We consider the phase transition induced by compressing a self-avoiding walk in a slab where the walk is attached to both walls of the slab in two and three dimensions, and the resulting phase once the polymer is compressed. The process of moving between a stretched situation where the walls pull apart to a compressed scenario is a phase transition with some similarities to that induced by pulling and pushing the end of the polymer. However, there are key differences in that the compressed state is expected to behave like a lower dimensional system, which is not the case when the force pushes only on the endpoint of the polymer. We use scaling arguments to predict the exponents both of those associated with the phase transition and those in the compressed state and find good agreement with Monte Carlo simulations.

Figures (5)

• Figure 1: A self-avoiding walk on the square lattice confined to a strip of width $s$ and a positive (negative) force $F$ is applied to the walls to expand (compress) the walk. The walk is terminally attached to the lower surface and touches the upper surface at least once but the endpoint $x_n$ is otherwise free within the strip. The position of $x_n$ gives the components of the endpoint distance $R$.
• Figure 2: Metric quantities for compressed SAWs for (left) $d = 2$ and (right) $d = 3$. From top to bottom are the average extension above the surface $\langle s \rangle$, the average height of the free endpoint, and the average in-plane distance of the free endpoint, each given as a fraction of length $n$. Curves are shown for several different lengths $n = 256, 512, 1024$.
• Figure 3: Specific heat $c_n$ for compressed SAWs, for (a) $d = 2$ and (b) $d = 3$. Curves are shown for several different lengths $n = 256, 512, 1024$, indicating that a peak is forming at the critical point $y = 1$ ($F = 0$).
• Figure 4: Estimates of coefficients of the exact expression for $s_n$ in the compressed phase ($F < 0$), Eq. \ref{['eq:AverageSpanCompressedGeneral']}. The coefficient $A$ of the leading order term behaves as expected, showing simple linear dependence on the known power of $F$, but the coefficient $B$ of the next order term does not.
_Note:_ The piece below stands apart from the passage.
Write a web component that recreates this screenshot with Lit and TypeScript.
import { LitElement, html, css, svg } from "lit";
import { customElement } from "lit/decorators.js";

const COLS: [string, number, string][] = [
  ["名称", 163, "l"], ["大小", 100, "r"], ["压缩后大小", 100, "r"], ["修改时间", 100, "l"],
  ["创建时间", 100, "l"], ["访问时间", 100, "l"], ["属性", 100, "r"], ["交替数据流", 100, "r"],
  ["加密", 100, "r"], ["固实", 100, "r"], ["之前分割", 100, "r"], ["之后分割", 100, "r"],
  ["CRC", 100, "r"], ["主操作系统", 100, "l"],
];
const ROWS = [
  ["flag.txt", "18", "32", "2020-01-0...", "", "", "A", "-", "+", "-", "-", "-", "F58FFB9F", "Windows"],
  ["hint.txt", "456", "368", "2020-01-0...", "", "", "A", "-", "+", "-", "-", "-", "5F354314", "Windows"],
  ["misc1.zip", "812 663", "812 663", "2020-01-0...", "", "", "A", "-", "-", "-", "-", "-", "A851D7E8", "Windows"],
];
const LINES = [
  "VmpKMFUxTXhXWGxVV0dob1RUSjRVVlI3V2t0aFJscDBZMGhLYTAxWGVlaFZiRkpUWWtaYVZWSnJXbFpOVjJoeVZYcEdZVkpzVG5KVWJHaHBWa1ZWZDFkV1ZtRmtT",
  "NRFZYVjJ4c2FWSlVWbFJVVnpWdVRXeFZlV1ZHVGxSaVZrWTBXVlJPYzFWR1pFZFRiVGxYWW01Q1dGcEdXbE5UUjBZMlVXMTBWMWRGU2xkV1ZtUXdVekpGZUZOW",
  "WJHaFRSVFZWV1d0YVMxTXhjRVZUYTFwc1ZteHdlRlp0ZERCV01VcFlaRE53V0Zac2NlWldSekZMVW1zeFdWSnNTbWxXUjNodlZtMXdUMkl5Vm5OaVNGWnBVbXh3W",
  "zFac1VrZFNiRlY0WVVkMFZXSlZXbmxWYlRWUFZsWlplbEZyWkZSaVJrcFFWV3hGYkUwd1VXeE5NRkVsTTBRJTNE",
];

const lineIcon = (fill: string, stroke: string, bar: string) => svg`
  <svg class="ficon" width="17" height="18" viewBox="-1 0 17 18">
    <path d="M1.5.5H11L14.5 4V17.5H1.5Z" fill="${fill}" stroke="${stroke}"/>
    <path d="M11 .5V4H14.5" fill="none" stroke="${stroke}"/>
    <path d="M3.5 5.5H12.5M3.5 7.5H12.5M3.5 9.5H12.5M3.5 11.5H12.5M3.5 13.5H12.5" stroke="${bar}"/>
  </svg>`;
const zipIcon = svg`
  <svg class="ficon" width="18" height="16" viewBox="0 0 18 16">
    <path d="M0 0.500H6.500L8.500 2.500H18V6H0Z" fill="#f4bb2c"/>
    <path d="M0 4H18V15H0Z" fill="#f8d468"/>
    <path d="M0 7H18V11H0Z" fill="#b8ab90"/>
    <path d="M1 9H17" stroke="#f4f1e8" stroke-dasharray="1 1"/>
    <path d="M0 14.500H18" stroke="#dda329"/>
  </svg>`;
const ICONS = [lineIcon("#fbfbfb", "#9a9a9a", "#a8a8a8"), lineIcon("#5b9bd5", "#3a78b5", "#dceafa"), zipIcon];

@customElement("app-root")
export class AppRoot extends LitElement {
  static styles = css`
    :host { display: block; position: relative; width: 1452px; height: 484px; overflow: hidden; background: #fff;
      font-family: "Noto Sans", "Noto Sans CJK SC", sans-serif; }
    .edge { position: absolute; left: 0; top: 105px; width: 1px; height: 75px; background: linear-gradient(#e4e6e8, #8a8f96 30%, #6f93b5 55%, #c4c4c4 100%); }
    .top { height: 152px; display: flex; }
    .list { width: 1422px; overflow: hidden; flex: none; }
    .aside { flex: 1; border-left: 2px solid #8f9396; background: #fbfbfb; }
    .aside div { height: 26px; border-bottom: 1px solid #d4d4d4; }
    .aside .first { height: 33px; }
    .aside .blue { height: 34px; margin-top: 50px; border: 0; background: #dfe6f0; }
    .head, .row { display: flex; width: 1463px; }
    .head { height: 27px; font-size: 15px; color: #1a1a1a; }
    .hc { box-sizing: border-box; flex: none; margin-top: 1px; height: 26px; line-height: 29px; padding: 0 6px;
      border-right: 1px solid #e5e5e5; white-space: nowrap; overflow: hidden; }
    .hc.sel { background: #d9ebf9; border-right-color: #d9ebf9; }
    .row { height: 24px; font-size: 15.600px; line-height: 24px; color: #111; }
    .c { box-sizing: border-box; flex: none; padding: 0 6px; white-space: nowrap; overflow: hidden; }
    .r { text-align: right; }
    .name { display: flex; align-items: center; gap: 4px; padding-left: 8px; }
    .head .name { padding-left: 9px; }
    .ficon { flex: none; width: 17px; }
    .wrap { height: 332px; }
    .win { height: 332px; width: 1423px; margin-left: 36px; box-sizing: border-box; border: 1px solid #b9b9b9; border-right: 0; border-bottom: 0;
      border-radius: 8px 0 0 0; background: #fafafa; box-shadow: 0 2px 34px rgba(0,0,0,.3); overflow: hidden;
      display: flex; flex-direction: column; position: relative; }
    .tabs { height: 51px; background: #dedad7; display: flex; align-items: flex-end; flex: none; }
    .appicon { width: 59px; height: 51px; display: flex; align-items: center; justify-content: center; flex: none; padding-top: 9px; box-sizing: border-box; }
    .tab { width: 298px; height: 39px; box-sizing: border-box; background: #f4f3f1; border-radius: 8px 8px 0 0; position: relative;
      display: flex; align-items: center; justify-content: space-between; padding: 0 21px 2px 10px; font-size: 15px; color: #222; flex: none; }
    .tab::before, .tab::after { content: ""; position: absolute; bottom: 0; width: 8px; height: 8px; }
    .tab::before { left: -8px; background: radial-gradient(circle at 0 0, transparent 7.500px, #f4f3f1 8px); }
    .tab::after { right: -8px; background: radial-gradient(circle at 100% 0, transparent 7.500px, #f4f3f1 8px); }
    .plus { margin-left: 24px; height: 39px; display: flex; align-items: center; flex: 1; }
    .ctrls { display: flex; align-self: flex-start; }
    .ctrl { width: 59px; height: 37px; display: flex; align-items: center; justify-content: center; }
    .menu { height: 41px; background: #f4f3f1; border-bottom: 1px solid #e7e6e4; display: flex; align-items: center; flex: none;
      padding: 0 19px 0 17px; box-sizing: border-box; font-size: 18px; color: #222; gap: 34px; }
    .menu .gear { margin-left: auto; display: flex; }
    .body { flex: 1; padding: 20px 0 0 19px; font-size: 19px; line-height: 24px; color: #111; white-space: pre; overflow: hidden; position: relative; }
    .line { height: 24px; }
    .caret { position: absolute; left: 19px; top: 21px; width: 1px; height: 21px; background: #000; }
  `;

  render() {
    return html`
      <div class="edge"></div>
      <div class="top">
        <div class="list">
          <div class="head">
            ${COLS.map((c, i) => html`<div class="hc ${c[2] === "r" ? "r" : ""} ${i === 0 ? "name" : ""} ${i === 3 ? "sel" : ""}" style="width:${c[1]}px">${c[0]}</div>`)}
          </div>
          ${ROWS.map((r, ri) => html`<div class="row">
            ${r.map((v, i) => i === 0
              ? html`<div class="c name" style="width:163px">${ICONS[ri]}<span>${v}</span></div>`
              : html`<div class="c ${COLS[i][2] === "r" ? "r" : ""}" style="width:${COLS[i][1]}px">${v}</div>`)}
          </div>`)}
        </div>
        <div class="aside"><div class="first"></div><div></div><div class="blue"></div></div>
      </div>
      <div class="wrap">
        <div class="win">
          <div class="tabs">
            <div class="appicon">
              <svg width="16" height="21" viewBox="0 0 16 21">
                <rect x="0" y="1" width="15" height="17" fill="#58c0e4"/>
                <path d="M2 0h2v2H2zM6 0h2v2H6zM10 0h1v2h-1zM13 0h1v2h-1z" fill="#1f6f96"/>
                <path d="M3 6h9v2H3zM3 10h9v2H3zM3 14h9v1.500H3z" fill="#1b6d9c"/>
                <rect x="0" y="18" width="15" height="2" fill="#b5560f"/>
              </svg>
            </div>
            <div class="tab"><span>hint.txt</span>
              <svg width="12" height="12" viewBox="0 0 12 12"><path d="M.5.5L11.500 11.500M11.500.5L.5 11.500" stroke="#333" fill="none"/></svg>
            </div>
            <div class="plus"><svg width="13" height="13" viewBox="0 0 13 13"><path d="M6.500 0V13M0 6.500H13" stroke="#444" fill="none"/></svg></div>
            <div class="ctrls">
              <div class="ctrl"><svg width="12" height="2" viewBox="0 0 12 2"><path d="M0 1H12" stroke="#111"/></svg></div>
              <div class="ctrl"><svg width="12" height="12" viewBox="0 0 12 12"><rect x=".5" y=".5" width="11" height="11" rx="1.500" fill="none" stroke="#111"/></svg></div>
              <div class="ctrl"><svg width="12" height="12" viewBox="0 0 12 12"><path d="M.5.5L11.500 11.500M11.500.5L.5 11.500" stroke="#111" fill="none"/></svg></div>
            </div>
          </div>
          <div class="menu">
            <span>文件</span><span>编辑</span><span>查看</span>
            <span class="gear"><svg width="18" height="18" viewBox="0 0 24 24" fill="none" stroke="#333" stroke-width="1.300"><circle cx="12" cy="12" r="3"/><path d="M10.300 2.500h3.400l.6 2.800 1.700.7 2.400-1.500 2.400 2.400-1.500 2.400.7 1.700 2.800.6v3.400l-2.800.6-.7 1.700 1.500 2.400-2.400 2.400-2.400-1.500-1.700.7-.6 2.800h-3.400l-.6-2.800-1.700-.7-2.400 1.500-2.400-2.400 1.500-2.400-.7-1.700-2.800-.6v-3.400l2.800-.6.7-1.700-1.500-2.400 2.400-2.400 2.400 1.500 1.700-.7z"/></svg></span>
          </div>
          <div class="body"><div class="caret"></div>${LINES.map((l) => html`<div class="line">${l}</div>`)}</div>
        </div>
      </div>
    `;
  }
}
The dashed lines have slopes $(\gamma_1 - 3/2) / (\nu_d + 1)$.
• Figure 5: Exponent estimates for metric exponents $\nu$ as a function of pulling weight $y$, for (a) $d = 2$ and (b) $d = 3$. From bottom to top, the dashed lines mark the values of $\nu_d/(\nu_d + 1), \nu_d, 2\nu_d/(\nu_d + 1)$, where $\nu_d$ is the known exponent for free SAWs, namely $3/4, 0.587\ldots$ for $d = 2, 3$, respectively.